#### [Problem requirements]
Restate the lines word for word, from the first line of the records through the line containing "import React from 'react'". Leave out the pictures and anything after that line.

#### [Material shown]

---------------

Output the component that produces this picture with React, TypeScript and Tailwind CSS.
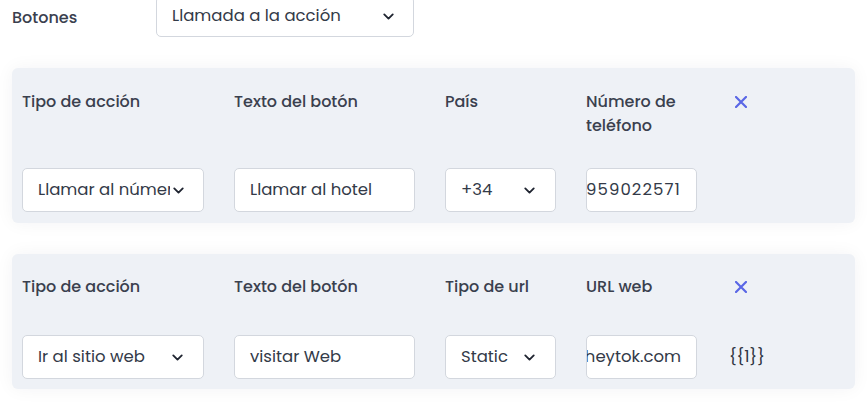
import React from 'react'

function Chevron({ className = '' }: { className?: string }) {
  return (
    <svg viewBox="0 0 24 24" className={`w-[17px] h-[17px] shrink-0 ${className}`} fill="none" stroke="#1f2430" strokeWidth={2.6} strokeLinecap="round" strokeLinejoin="round">
      <path d="M6 9l6 6 6-6" />
    </svg>
  )
}

function CloseIcon() {
  return (
    <svg viewBox="0 0 12 12" className="w-3 h-3" fill="none" stroke="#5a67e6" strokeWidth={2.2} strokeLinecap="square">
      <path d="M1 1l10 10M11 1L1 11" />
    </svg>
  )
}

function SelectBox({ value, width, chevronPad = 'pr-[17px]' }: { value: string; width: string; chevronPad?: string }) {
  return (
    <div className={`${width} h-11 bg-white border border-[#d3d7de] rounded-[5px] flex items-center pl-[15px] ${chevronPad}`}>
      <span className="flex-1 min-w-0 overflow-hidden whitespace-nowrap">{value}</span>
      <Chevron />
    </div>
  )
}

function TextBox({ value, width, end = false, spaced = false }: { value: string; width: string; end?: boolean; spaced?: boolean }) {
  if (end) {
    // input desplazado al final del texto
    return (
      <div
        dir="rtl"
        className={`${width} h-11 leading-[42px] bg-white border border-[#d3d7de] rounded-[5px] overflow-hidden whitespace-nowrap pr-[15px]`}
      >
        <span dir="ltr" className={spaced ? 'tracking-[1.1px]' : ''}>
          {value}
        </span>
      </div>
    )
  }
  return (
    <div className={`${width} h-11 bg-white border border-[#d3d7de] rounded-[5px] flex items-center overflow-hidden whitespace-nowrap pl-[15px]`}>
      <span className="shrink-0">{value}</span>
    </div>
  )
}

type Row = {
  labels: string[]
  fields: React.ReactNode[]
  extra?: React.ReactNode
  pt: string
  gap: string
  pb: string
}

function ButtonCard({ labels, fields, extra, pt, gap, pb }: Row) {
  return (
    <div className={`mx-3 bg-[#eef1f6] rounded-md shadow-[0_0_18px_rgba(30,40,60,0.05)] pl-[10px] ${pt} ${pb}`}>
      <div className={`grid grid-cols-[182px_181px_111px_111px_80px] gap-x-[30px] ${gap}`}>
        {labels.map((l) => (
          <div key={l} className="font-medium text-[16px] leading-6 text-[#3a404e] pr-2">
            {l}
          </div>
        ))}
        <div className="h-6 flex items-center pl-2">
          <CloseIcon />
        </div>
      </div>
      <div className="grid grid-cols-[182px_181px_111px_111px_80px] gap-x-[30px] text-[16.5px] text-[#333a48]">
        {fields}
        <div className="flex items-center pl-[2px]">{extra}</div>
      </div>
    </div>
  )
}

export default function App() {
  return (
    <div className="w-[867px] h-[420px] bg-white overflow-hidden font-['Poppins','Open_Sans',sans-serif] text-[#333a48]">
      {/* Selector de botones */}
      <div className="flex items-center -mt-[4px] pl-3">
        <span className="w-[144px] font-medium text-[16px] text-[#3a404e] pt-[2px]">Botones</span>
        <div className="w-[258px] h-[41px] border border-[#d3d7de] rounded-[5px] flex items-center pl-[15px] pr-[16px] text-[16.5px]">
          <span className="flex-1">Llamada a la acción</span>
          <Chevron />
        </div>
      </div>

      <div className="mt-[31px] flex flex-col gap-[31px]">
        <ButtonCard
          pt="pt-[22px]"
          gap="mb-[30px]"
          pb="pb-[11px]"
          labels={['Tipo de acción', 'Texto del botón', 'País', 'Número de teléfono']}
          fields={[
            <SelectBox key="a" value="Llamar al número" width="w-[182px]" chevronPad="pr-[16px]" />,
            <TextBox key="b" value="Llamar al hotel" width="w-[181px]" />,
            <SelectBox key="c" value="+34" width="w-[111px]" />,
            <TextBox key="d" value="+34959022571" width="w-[111px]" end spaced />,
          ]}
        />
        <ButtonCard
          pt="pt-[21px]"
          gap="mb-[36px]"
          pb="pb-[10px]"
          labels={['Tipo de acción', 'Texto del botón', 'Tipo de url', 'URL web']}
          fields={[
            <SelectBox key="a" value="Ir al sitio web" width="w-[182px]" />,
            <TextBox key="b" value="visitar Web" width="w-[181px]" />,
            <SelectBox key="c" value="Static" width="w-[111px]" />,
            <TextBox key="d" value="https://www.heytok.com" width="w-[111px]" end />,
          ]}
          extra={<span className="text-[16.5px] text-[#2f3542]">{'{{1}}'}</span>}
        />
      </div>
    </div>
  )
}
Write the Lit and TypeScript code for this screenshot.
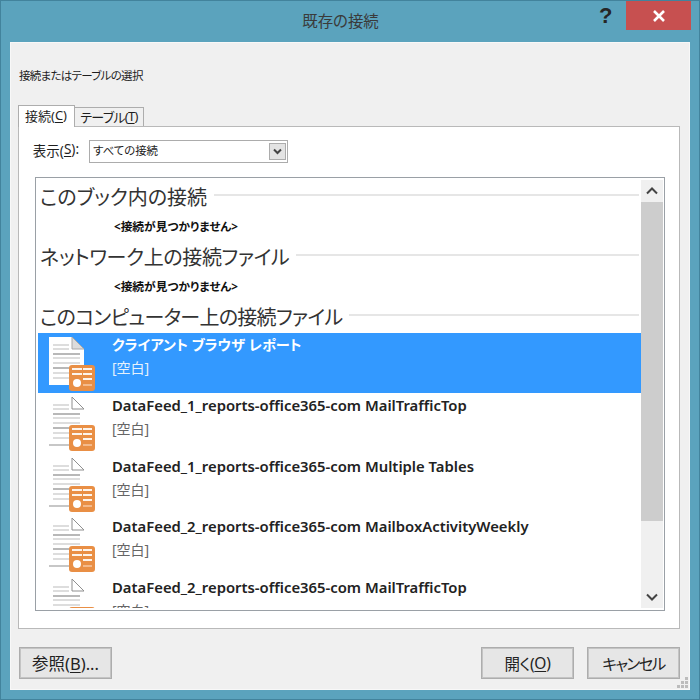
import { LitElement, html, css, svg } from 'lit';
import { customElement, property } from 'lit/decorators.js';

const UI_FONT = css`'Noto Sans', 'Noto Sans CJK JP', sans-serif`;

@customElement('doc-icon')
export class DocIcon extends LitElement {
  @property({ type: Boolean }) selected = false;

  static styles = css`
    :host { display: block; width: 48px; height: 58px; flex: none; }
    svg { display: block; }
  `;

  render() {
    const line = '#a0a0a0';
    const lines = [10, 14, 19, 23, 28, 33, 38, 43];
    return html`<svg width="48" height="58" viewBox="0 0 48 58">
      ${this.selected
        ? svg`<path d="M1 2H24L36 14V50H1Z" fill="#fff"/>
              <path d="M24 2V14H36Z" fill="#dcdcdc" stroke="#a8a8a8"/>`
        : svg`<path d="M24 2L36 14H24Z" fill="#fff" stroke="#8f8f8f"/>
              <path d="M1 50H22" stroke="#8f8f8f"/>`}
      ${lines.map((y, i) => svg`<path d="M5 ${y}H${i < 2 ? 21 : i > 4 ? 21 : 32}" stroke=${line} stroke-width=${i === 2 || i === 5 ? 1.5 : 1} opacity=${i === 2 || i === 5 ? 1 : 0.7}/>`)}
      <rect x="21" y="30" width="26" height="26" rx="3" fill="#e98f45"/>
      <path d="M24 34H34M35 34H44M24 39H34M35 39H44M35 44H44" stroke="#fff" stroke-width="1.8" opacity="0.9"/>
      <circle cx="29" cy="48" r="4" fill="#fff"/>
      <path d="M35 50H44" stroke="#f6c9a4" stroke-width="1.5"/>
    </svg>`;
  }
}

@customElement('app-root')
export class AppRoot extends LitElement {
  static styles = css`
    :host {
      display: block;
      width: 700px;
      height: 700px;
      box-sizing: border-box;
      background: #5ba3bd;
      border: 1px solid #42839c;
      position: relative;
      font-family: ${UI_FONT};
      font-feature-settings: 'palt';
      font-size: 12px;
      color: #1e1e1e;
      overflow: hidden;
    }
    .titlebar {
      height: 41px;
      display: flex;
      align-items: center;
      justify-content: center;
      font-size: 15.4px;
      color: #3a3a3a;
      padding: 0 19px 2px 0;
      box-sizing: border-box;
    }
    .help {
      position: absolute;
      left: 598px;
      top: 2px;
      font: bold 22px 'Liberation Sans', sans-serif;
      color: #262626;
    }
    .close {
      position: absolute;
      left: 625px;
      top: 0;
      width: 65px;
      height: 29px;
      background: #c75050;
      display: flex;
      align-items: center;
      justify-content: center;
    }
    .client {
      margin: 0 9px;
      height: 648px;
      box-sizing: border-box;
      background: #f0f0f0;
      border: 1px solid #f8f8f8;
      padding: 0 9px 0 7px;
      display: flex;
      flex-direction: column;
    }
    .caption {
      height: 62px;
      display: flex;
      align-items: center;
      padding: 1px 0 0 1px;
      font-size: 11.5px;
      letter-spacing: -0.7px;
      box-sizing: border-box;
    }
    .tabs {
      display: flex;
      align-items: flex-end;
      height: 21px;
      position: relative;
      z-index: 1;
    }
    .tab {
      box-sizing: border-box;
      border: 1px solid #adadad;
      border-bottom: none;
      display: flex;
      align-items: center;
      justify-content: center;
      font-size: 13px;
      letter-spacing: -0.7px;
      background: #f0f0f0;
      height: 19px;
      width: 69px;
      padding-bottom: 2px;
      border-left: none;
    }
    .tab.on {
      background: #fff;
      height: 22px;
      width: 57px;
      border-left: 1px solid #adadad;
      margin-bottom: -1px;
      padding: 0 1px 3px 0;
      letter-spacing: 0;
    }
    .panel {
      box-sizing: border-box;
      width: 662px;
      height: 503px;
      background: #fff;
      border: 1px solid #b9b9b9;
      padding: 13px 14px 0 16px;
    }
    .show {
      display: flex;
      align-items: center;
      gap: 10px;
      height: 23px;
    }
    .show label {
      font-size: 13.5px;
      width: 44px;
      display: flex;
      justify-content: flex-end;
      margin-top: -3px;
      white-space: nowrap;
    }
    .select {
      box-sizing: border-box;
      width: 199px;
      height: 23px;
      border: 1px solid #acacac;
      display: flex;
      align-items: center;
      justify-content: space-between;
      padding: 0 1px 0 3px;
      font-size: 11.4px;
    }
    .select span:first-child { padding-bottom: 3px; }
    .select .drop {
      width: 17px;
      height: 17px;
      box-sizing: border-box;
      background: #e3e3e3;
      border: 1px solid #acacac;
      display: flex;
      align-items: center;
      justify-content: center;
    }
    .list {
      box-sizing: border-box;
      margin-top: 14px;
      width: 630px;
      height: 434px;
      border: 1px solid #9aa0a6;
      padding: 2px;
      display: flex;
      overflow: hidden;
    }
    .items {
      width: 603px;
      flex: none;
      overflow: hidden;
      padding-top: 1px;
    }
    .head {
      height: 30px;
      display: flex;
      align-items: center;
      gap: 7px;
      font-size: 20px;
      color: #333;
      padding: 0 2px 0 2px;
      white-space: nowrap;
    }
    .head span { display: block; }
    .head.mid span { letter-spacing: -0.35px; }
    .head.last span { letter-spacing: -0.7px; }
    .head i { flex: 1; height: 2px; background: #e6e6e6; margin-top: -3px; }
    .head.last { margin-bottom: 2px; }
    .none {
      height: 30px;
      box-sizing: border-box;
      padding: 0 0 2px 76px;
      display: flex;
      align-items: center;
      font-size: 11.7px;
      font-weight: 700;
      color: #111;
    }
    .row {
      height: 60.4px;
      display: flex;
      box-sizing: border-box;
      padding: 2px 0 0 10px;
      gap: 16px;
    }
    .row.sel { background: #3399ff; color: #fff; }
    .row .name { font-weight: 600; font-size: 14.83px; color: #222; line-height: 20px; }
    .row.sel .name { color: #fff; font-size: 14.2px; }
    .row .sub { font-size: 14px; color: #666; line-height: 22px; margin-top: 3px; }
    .row.sel .sub { color: #e6f1fc; margin-top: 2px; }
    .scroll {
      width: 22px;
      background: #f0f0f0;
      display: flex;
      flex-direction: column;
      flex: none;
    }
    .arrow { height: 22px; display: flex; align-items: center; justify-content: center; flex: none; }
    .thumb { height: 319px; background: #cdcdcd; flex: none; }
    .track { flex: 1; }
    .buttons {
      flex: 1;
      display: flex;
      align-items: flex-start;
      padding-top: 18px;
      gap: 13px;
    }
    .btn {
      box-sizing: border-box;
      width: 93px;
      height: 32px;
      background: #e6e6e6;
      border: 1px solid #adadad;
      outline: 1px solid #c4c4c4;
      outline-offset: -2px;
      display: flex;
      align-items: center;
      justify-content: center;
      font-size: 15.5px;
      letter-spacing: -0.3px;
      color: #222;
    }
    .btn.browse { margin: 0 auto 0 1px; font-size: 16.5px; letter-spacing: 0; }
    .btn.cancel { letter-spacing: -1.6px; }
    .grip { position: absolute; right: 10px; bottom: 10px; display: block; }
    u { text-underline-offset: 2px; }
  `;

  render() {
    const rows = [
      ['クライアント ブラウザ レポート', true],
      ['DataFeed_1_reports-office365-com MailTrafficTop', false],
      ['DataFeed_1_reports-office365-com Multiple Tables', false],
      ['DataFeed_2_reports-office365-com MailboxActivityWeekly', false],
      ['DataFeed_2_reports-office365-com MailTrafficTop', false],
    ] as const;
    return html`
      <div class="titlebar">既存の接続</div>
      <div class="help">?</div>
      <div class="close">
        <svg width="14" height="12" viewBox="0 0 14 12"><path d="M2 1L12 11M12 1L2 11" stroke="#fff" stroke-width="2.6"/></svg>
      </div>
      <div class="client">
        <div class="caption">接続またはテーブルの選択</div>
        <div class="tabs">
          <div class="tab on">接続(<u>C</u>)</div>
          <div class="tab">テーブル(<u>T</u>)</div>
        </div>
        <div class="panel">
          <div class="show">
            <label>表示(<u>S</u>):</label>
            <div class="select">
              <span>すべての接続</span>
              <span class="drop">
                <svg width="9" height="7" viewBox="0 0 9 7"><path d="M1 1.5L4.5 5L8 1.5" fill="none" stroke="#444" stroke-width="2"/></svg>
              </span>
            </div>
          </div>
          <div class="list">
            <div class="items">
              <div class="head"><span>このブック内の接続</span><i></i></div>
              <div class="none">&lt;接続が見つかりません&gt;</div>
              <div class="head mid"><span>ネットワーク上の接続ファイル</span><i></i></div>
              <div class="none">&lt;接続が見つかりません&gt;</div>
              <div class="head last"><span>このコンピューター上の接続ファイル</span><i></i></div>
              ${rows.map(([name, sel]) => html`
                <div class="row ${sel ? 'sel' : ''}">
                  <doc-icon ?selected=${sel}></doc-icon>
                  <div>
                    <div class="name">${name}</div>
                    <div class="sub">[空白]</div>
                  </div>
                </div>
              `)}
            </div>
            <div class="scroll">
              <div class="arrow"><svg width="12" height="8" viewBox="0 0 12 8"><path d="M1 6.5L6 1.5L11 6.5" fill="none" stroke="#444" stroke-width="2"/></svg></div>
              <div class="thumb"></div>
              <div class="track"></div>
              <div class="arrow"><svg width="12" height="8" viewBox="0 0 12 8"><path d="M1 1.5L6 6.5L11 1.5" fill="none" stroke="#444" stroke-width="2"/></svg></div>
            </div>
          </div>
        </div>
        <div class="buttons">
          <div class="btn browse">参照(<u>B</u>)...</div>
          <div class="btn">開く(<u>O</u>)</div>
          <div class="btn cancel">キャンセル</div>
        </div>
      </div>
      <svg class="grip" width="13" height="13" viewBox="0 0 13 13" fill="#bcbcbc">
        <rect x="9" y="1" width="3" height="3"/><rect x="5" y="5" width="3" height="3"/><rect x="9" y="5" width="3" height="3"/>
        <rect x="1" y="9" width="3" height="3"/><rect x="5" y="9" width="3" height="3"/><rect x="9" y="9" width="3" height="3"/>
      </svg>
    `;
  }
}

---------------

#### [Exercise solution]
Output the component that produces this picture with React, TypeScript and Tailwind CSS.
import React from 'react'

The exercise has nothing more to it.